**Task to carry out**
State how many lines include "React", giving the number by itself.

►

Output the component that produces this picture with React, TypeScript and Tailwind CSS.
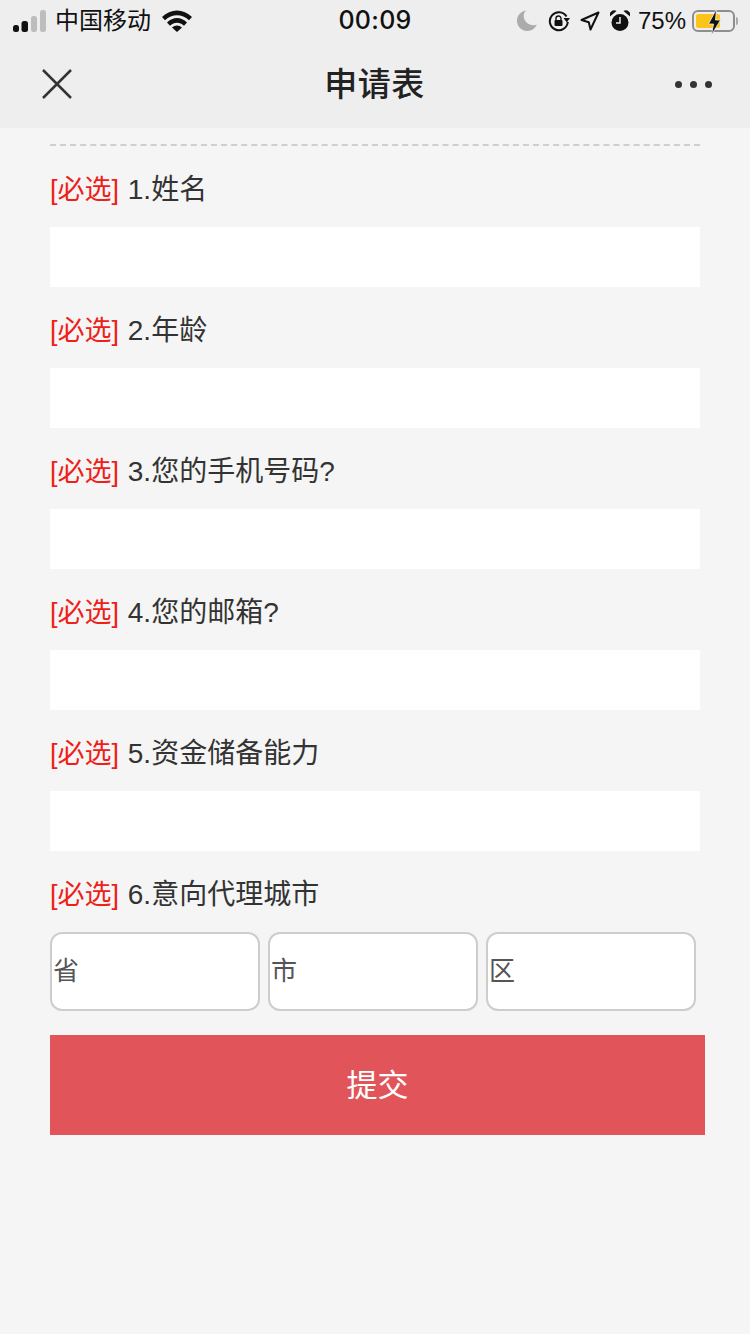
const fontStack = "[font-family:'Liberation_Sans','Noto_Sans_CJK_SC',sans-serif]"

const fields = ['1.姓名', '2.年龄', '3.您的手机号码?', '4.您的邮箱?', '5.资金储备能力']

function Label({ text }: { text: string }) {
  return (
    <div className="h-10 text-[28px] leading-[42px] text-[#333] whitespace-nowrap">
      <span className="mr-[1px] text-[27px] text-[#ee2018]">[必选]</span> {text}
    </div>
  )
}

function StatusBar() {
  return (
    <div className="h-10 flex items-center justify-between pl-[13px] pr-[12px] pt-[1px] text-[#111]">
      <div className="flex items-center w-[225px]">
        <svg width="34" height="22" viewBox="0 0 34 22">
          <rect x="0" y="15" width="6" height="7" rx="2.5" fill="#111" />
          <rect x="8.500" y="11" width="6.500" height="11" rx="2.5" fill="#111" />
          <rect x="18" y="6" width="6" height="16" rx="2.5" fill="#bdbdbd" />
          <rect x="27" y="0" width="6" height="22" rx="2.5" fill="#bdbdbd" />
        </svg>
        <span className="ml-[8px] text-[24px] leading-none">中国移动</span>
        <svg className="ml-[11px]" width="30" height="22" viewBox="0 0 30 22">
          <path d="M0 7C8.500-1.800 21.500-1.800 30 7l-3 3.300C20 3.600 10 3.600 3 10.300Z" fill="#111" />
          <path d="M5 12.500C10.800 6.500 19.200 6.500 25 12.500l-3 3.200C18 11.800 12 11.800 8 15.700Z" fill="#111" />
          <path d="M10 17.500c3-2.700 7-2.700 10 0L15 22Z" fill="#111" />
        </svg>
      </div>
      <span className="[font-family:Inter,sans-serif] text-[25px] leading-none font-medium tracking-[0.3px]">00:09</span>
      <div className="flex items-center justify-end w-[226px]">
        <svg width="20" height="21" viewBox="0 0 20 21">
          <path d="M9 .5C3.800 1.300 0 5.500 0 10.700 0 16.400 4.600 21 10.300 21c4.300 0 8-2.600 9.500-6.400-1.100.4-2.300.6-3.500.6C10.800 15.200 6.700 11 6.700 5.600c0-1.900.8-3.600 2.300-5.100Z" fill="#ababab" />
        </svg>
        <svg className="ml-[11px]" width="22" height="22" viewBox="0 0 22 22">
          <path d="M18.500 6.500A9 9 0 1 0 19.800 12" fill="none" stroke="#111" strokeWidth="2" />
          <path d="M15.500 8h6.500l-3.200 4.500Z" fill="#111" />
          <rect x="6.500" y="10" width="8" height="6" rx="1" fill="#111" />
          <path d="M8 10V8.500a2.500 2.500 0 0 1 5 0V10" fill="none" stroke="#111" strokeWidth="1.400" />
        </svg>
        <svg className="ml-[10px]" width="20" height="20" viewBox="0 0 20 20">
          <path d="M18.500 1.500 10.500 18.500 8.800 11.200 1.500 9Z" fill="none" stroke="#111" strokeWidth="2" strokeLinejoin="round" />
        </svg>
        <svg className="ml-[10px]" width="20" height="22" viewBox="0 0 20 22">
          <circle cx="10" cy="12.500" r="8.500" fill="#111" />
          <path d="M10 7v6H6" fill="none" stroke="#eee" strokeWidth="1.500" />
          <path d="M0 6.500a4.500 4.500 0 0 1 6.500-5.500ZM20 6.500a4.500 4.500 0 0 0-6.500-5.500Z" fill="#111" />
        </svg>
        <span className="ml-[8px] text-[24px] leading-none">75%</span>
        <div className="ml-[6px] flex items-center">
          <div className="relative w-[43px] h-[22px] rounded-[6px] border-2 border-[#8e8e8e] p-[2px]">
            <div className="h-full w-[24px] rounded-[2px] bg-[#fcc419]" />
            <svg className="absolute left-[13px] -top-[3px]" width="15" height="26" viewBox="0 0 14 26">
              <path d="M9 0 1 15h5L4 26l9-15H8Z" fill="#111" stroke="#eee" strokeWidth="0.800" />
            </svg>
          </div>
          <div className="ml-[1px] w-[2px] h-[8px] rounded-r-sm bg-[#aaa]" />
        </div>
      </div>
    </div>
  )
}

function NavBar() {
  return (
    <div className="h-[88px] flex items-center justify-between px-[38px]">
      <svg width="38" height="38" viewBox="0 0 38 38">
        <path d="M5 5 33 33M33 5 5 33" stroke="#333" strokeWidth="2.500" fill="none" />
      </svg>
      <h1 className="-ml-[2px] text-[33px] leading-none font-medium text-[#222] tracking-[0.500px]">申请表</h1>
      <div className="flex gap-[8px]">
        <span className="w-[7px] h-[7px] rounded-full bg-[#333]" />
        <span className="w-[7px] h-[7px] rounded-full bg-[#333]" />
        <span className="w-[7px] h-[7px] rounded-full bg-[#333]" />
      </div>
    </div>
  )
}

export default function App() {
  return (
    <div className={`w-[750px] h-[1334px] overflow-hidden bg-[#f5f5f5] ${fontStack}`}>
      <div className="h-[128px] bg-[#eeeeee]">
        <StatusBar />
        <NavBar />
      </div>

      <div className="pl-[50px] pr-[45px] pt-[16px]">
        <div className="w-[650px] border-t-2 border-dashed border-[#cfcfcf]" />

        {fields.map((text, i) => (
          <div key={i} className="pt-[23px]">
            <Label text={text} />
            <div className="mt-[18px] w-[650px] h-[60px] bg-white" />
          </div>
        ))}

        <div className="pt-[23px]">
          <Label text="6.意向代理城市" />
          <div className="mt-[18px] flex gap-[8px]">
            {['省', '市', '区'].map((t) => (
              <div
                key={t}
                className="w-[210px] h-[79px] flex items-center pl-[1px] bg-white border-2 border-[#cdcdcd] rounded-[12px] text-[26px] text-[#555]"
              >
                {t}
              </div>
            ))}
          </div>
        </div>

        <button className="mt-[24px] w-[655px] h-[100px] pt-[2px] bg-[#e1555a] text-white text-[31px] flex items-center justify-center">
          提交
        </button>
      </div>
    </div>
  )
}
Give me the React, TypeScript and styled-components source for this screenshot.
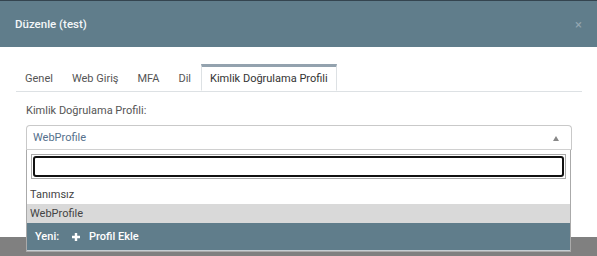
import React from "react";
import styled, { createGlobalStyle } from "styled-components";

const Global = createGlobalStyle`
  html, body { margin: 0; padding: 0; }
  body {
    background: #808080;
    font-family: Roboto, "Liberation Sans", sans-serif;
    width: 597px;
    height: 256px;
    overflow: hidden;
  }
`;

const Modal = styled.div`
  width: 597px;
  height: 237px;
  background: #fff;
  display: flex;
  flex-direction: column;
`;

const Header = styled.div`
  height: 47px;
  box-sizing: border-box;
  border-top: 1px solid #34444f;
  background: #607d8b;
  display: flex;
  align-items: center;
  justify-content: space-between;
  padding: 0 15px 0 15px;
`;

const Title = styled.div`
  color: #f4f7f9;
  font-size: 11.5px;
  font-weight: 500;
`;

const Close = styled.span`
  color: #93a6b0;
  font-size: 13px;
  line-height: 1;
`;

const Body = styled.div`
  padding: 17px 15px 0 16px;
`;

const Tabs = styled.div`
  display: flex;
  border-bottom: 1px solid #dde1e4;
  height: 27px;
`;

const Tab = styled.div<{ $active?: boolean }>`
  box-sizing: border-box;
  height: 27px;
  padding: 0 8px;
  margin-bottom: -1px;
  margin-right: 1px;
  display: flex;
  align-items: center;
  font-size: 11px;
  color: ${(p) => (p.$active ? "#333" : "#555")};
  background: #fff;
  border: 1px solid ${(p) => (p.$active ? "#dde1e4" : "transparent")};
  border-top: 3px solid ${(p) => (p.$active ? "#93a2ae" : "transparent")};
  border-bottom-color: ${(p) => (p.$active ? "#fff" : "transparent")};
`;

const Field = styled.div`
  padding: 12px 10px 0 10px;
`;

const Label = styled.div`
  font-size: 11px;
  color: #555;
  height: 13px;
  line-height: 13px;
  margin-bottom: 8px;
`;

const SelectWrap = styled.div`
  position: relative;
`;

const Select = styled.div`
  box-sizing: border-box;
  height: 25px;
  border: 1px solid #c9c9c9;
  border-bottom-color: #d0d0d0;
  border-radius: 4px 4px 0 0;
  display: flex;
  align-items: center;
  justify-content: space-between;
  padding: 0 12px 0 6px;
  font-size: 11px;
  color: #55708c;
`;

const Arrow = styled.span`
  width: 0;
  height: 0;
  border-left: 3.5px solid transparent;
  border-right: 3.5px solid transparent;
  border-bottom: 5px solid #888;
  margin-top: 1px;
`;

const Dropdown = styled.div`
  position: absolute;
  top: 100%;
  left: 0;
  right: 1px;
  box-sizing: border-box;
  background: #fff;
  border: 1px solid #aaa;
  border-top: none;
  display: flex;
  flex-direction: column;
`;

const SearchBox = styled.div`
  padding: 4px 4px 6px 4px;
`;

const Search = styled.div`
  box-sizing: border-box;
  height: 25px;
  border: 1px solid #aaa;
  padding: 1px;
`;

const SearchInner = styled.div`
  box-sizing: border-box;
  height: 100%;
  border: 2px solid #111;
  border-radius: 3px;
`;

const Option = styled.div<{ $hl?: boolean }>`
  height: 19px;
  display: flex;
  align-items: center;
  padding-left: 3px;
  font-size: 11px;
  color: #444;
  background: ${(p) => (p.$hl ? "#d9d9d9" : "#fff")};
`;

const Footer = styled.div`
  height: 27px;
  background: #607d8b;
  display: flex;
  align-items: center;
  padding-left: 8px;
  color: #fff;
  font-size: 11px;
  font-weight: 500;
  border-bottom: 1px solid #c6ced3;
`;

const AddLink = styled.span`
  display: flex;
  align-items: center;
  gap: 9px;
  margin-left: 13px;
`;

const Plus = () => (
  <svg width="8" height="8" viewBox="0 0 8 8">
    <path d="M4 0v8M0 4h8" stroke="#fff" strokeWidth="2.4" />
  </svg>
);

export default function App() {
  return (
    <>
      <Global />
      <Modal>
        <Header>
          <Title>Düzenle (test)</Title>
          <Close>×</Close>
        </Header>
        <Body>
          <Tabs>
            <Tab>Genel</Tab>
            <Tab>Web Giriş</Tab>
            <Tab>MFA</Tab>
            <Tab>Dil</Tab>
            <Tab $active>Kimlik Doğrulama Profili</Tab>
          </Tabs>
          <Field>
            <Label>Kimlik Doğrulama Profili:</Label>
            <SelectWrap>
              <Select>
                <span>WebProfile</span>
                <Arrow />
              </Select>
              <Dropdown>
                <SearchBox>
                  <Search>
                    <SearchInner />
                  </Search>
                </SearchBox>
                <Option>Tanımsız</Option>
                <Option $hl>WebProfile</Option>
                <Footer>
                  <span>Yeni:</span>
                  <AddLink>
                    <Plus />
                    <span>Profil Ekle</span>
                  </AddLink>
                </Footer>
              </Dropdown>
            </SelectWrap>
          </Field>
        </Body>
      </Modal>
    </>
  );
}
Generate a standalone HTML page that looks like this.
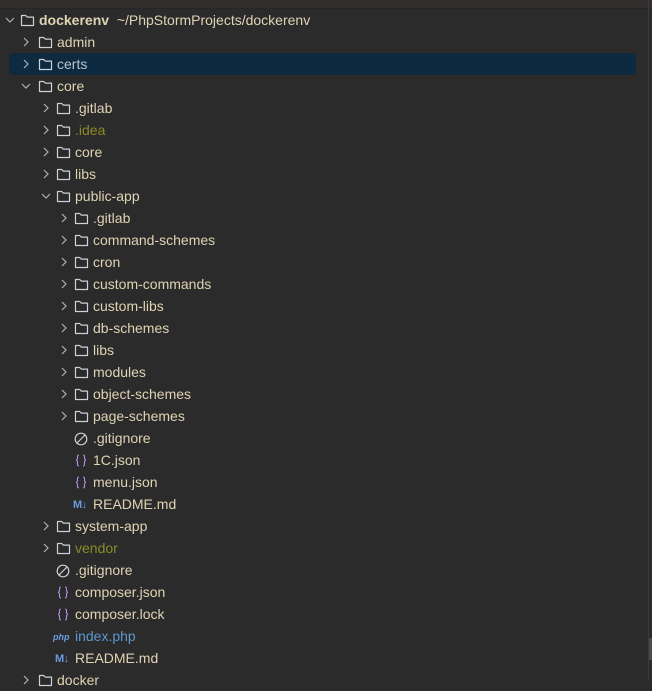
<!DOCTYPE html>
<html><head><meta charset="utf-8"><style>
html,body{margin:0;padding:0}
body{width:652px;height:681px;background:#2b2b2b;position:relative;overflow:hidden;font-family:"Liberation Sans","DejaVu Sans",sans-serif;font-size:14px;color:#ded3b3}
.top{position:absolute;left:0;top:0;width:652px;height:8px;background:#312e2d;border-bottom:1px solid #262626}
.sel{position:absolute;left:9px;top:53px;width:627px;height:22px;background:#0d2a40;border-radius:4px}
.r{position:absolute;height:22px;line-height:22px;white-space:nowrap}
.ch{position:absolute;top:0;width:12px;height:22px;line-height:0}
.ch svg,.ic svg{display:block}
.ic{position:absolute;top:5px;line-height:0;width:16px;height:14px}
.t{position:absolute;top:0}
.ol{color:#8a8c27}
.bl{color:#5c98cf}
.vbar{position:absolute;right:3px;top:0;width:1px;height:681px;background:#3a3a3a}
.thumb{position:absolute;right:0;top:638px;width:3px;height:22px;background:#4a4a4a}
</style></head><body>
<div class="top"></div>
<div class="sel"></div>
<div class="vbar"></div><div class="thumb"></div>
<div id="tree"></div>
<script>
var F='<svg width="15" height="13" viewBox="0 0 15 13"><path d="M1.5 1.5h4.2l1.6 1.6h6.2v8.4h-12z" fill="none" stroke="#ced0d6" stroke-width="1.2" stroke-linejoin="round"/></svg>';
var CR='<svg width="12" height="22" viewBox="0 0 12 22"><path d="M4 7l4 4-4 4" fill="none" stroke="#aeb1b7" stroke-width="1.2"/></svg>';
var CD='<svg width="12" height="22" viewBox="0 0 12 22"><path d="M2 9l4 4 4-4" fill="none" stroke="#aeb1b7" stroke-width="1.2"/></svg>';
var IG='<svg width="14" height="14" viewBox="0 0 14 14"><circle cx="7" cy="7" r="5.8" fill="none" stroke="#ced0d6" stroke-width="1.2"/><path d="M3 11L11 3" stroke="#ced0d6" stroke-width="1.2"/></svg>';
var JS='<svg width="14" height="14" viewBox="0 0 14 14"><path d="M5 1c-2 0-1.5 2.5-1.5 3.5s-1 1.8-1.5 1.8c.5 0 1.5.8 1.5 1.8s-.5 3.9 1.5 3.9M9 1c2 0 1.5 2.5 1.5 3.5s1 1.8 1.5 1.8c-.5 0-1.5.8-1.5 1.8s.5 3.9-1.5 3.9" fill="none" stroke="#b48ee8" stroke-width="1.1"/></svg>';
var MD='<span style="position:absolute;top:-4px;left:-1px;line-height:22px;font-size:11px;font-weight:bold;color:#6b9be0;letter-spacing:-0.5px">M&#8595;</span>';
var PH='<span style="position:absolute;top:-4px;left:-3px;line-height:22px;font-size:9px;font-style:italic;font-weight:bold;color:#6b9be0">php</span>';
var rows=[
[0,'o','F','dockerenv',''],
[1,'c','F','admin',''],
[1,'c','F','certs','sel'],
[1,'o','F','core',''],
[2,'c','F','.gitlab',''],
[2,'c','F','.idea','ol'],
[2,'c','F','core',''],
[2,'c','F','libs',''],
[2,'o','F','public-app',''],
[3,'c','F','.gitlab',''],
[3,'c','F','command-schemes',''],
[3,'c','F','cron',''],
[3,'c','F','custom-commands',''],
[3,'c','F','custom-libs',''],
[3,'c','F','db-schemes',''],
[3,'c','F','libs',''],
[3,'c','F','modules',''],
[3,'c','F','object-schemes',''],
[3,'c','F','page-schemes',''],
[3,'f','IG','.gitignore',''],
[3,'f','JS','1C.json',''],
[3,'f','JS','menu.json',''],
[3,'f','MD','README.md',''],
[2,'c','F','system-app',''],
[2,'c','F','vendor','ol'],
[2,'f','IG','.gitignore',''],
[2,'f','JS','composer.json',''],
[2,'f','JS','composer.lock',''],
[2,'f','PH','index.php','bl'],
[2,'f','MD','README.md',''],
[1,'c','F','docker','']
];
var icons={F:F,IG:IG,JS:JS,MD:MD,PH:PH};
var h='';
rows.forEach(function(r,i){
 var y=9+i*22, base=4+r[0]*18;
 var cx=(r[0]==1)?base-2:base;
 var s='<div class="r" style="top:'+y+'px;left:0;width:640px">';
 if(r[1]=='c') s+='<span class="ch" style="left:'+cx+'px">'+CR+'</span>';
 if(r[1]=='o') s+='<span class="ch" style="left:'+cx+'px">'+CD+'</span>';
 s+='<span class="ic" style="left:'+(base+16)+'px">'+icons[r[2]]+'</span>';
 var txt=r[3];
 if(i==0){txt='<b>dockerenv</b>&nbsp; ~/PhpStormProjects/dockerenv';}
 var st=' style="left:'+(base+35)+'px'+(r[4]=='sel'?';color:#b9c2cc':'')+'"';
 s+='<span class="t '+(r[4]!='sel'?r[4]:'')+'"'+st+'>'+txt+'</span></div>';
 h+=s;
});
document.getElementById('tree').innerHTML=h;
</script>
</body></html>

◄

**Response for this exercise**
3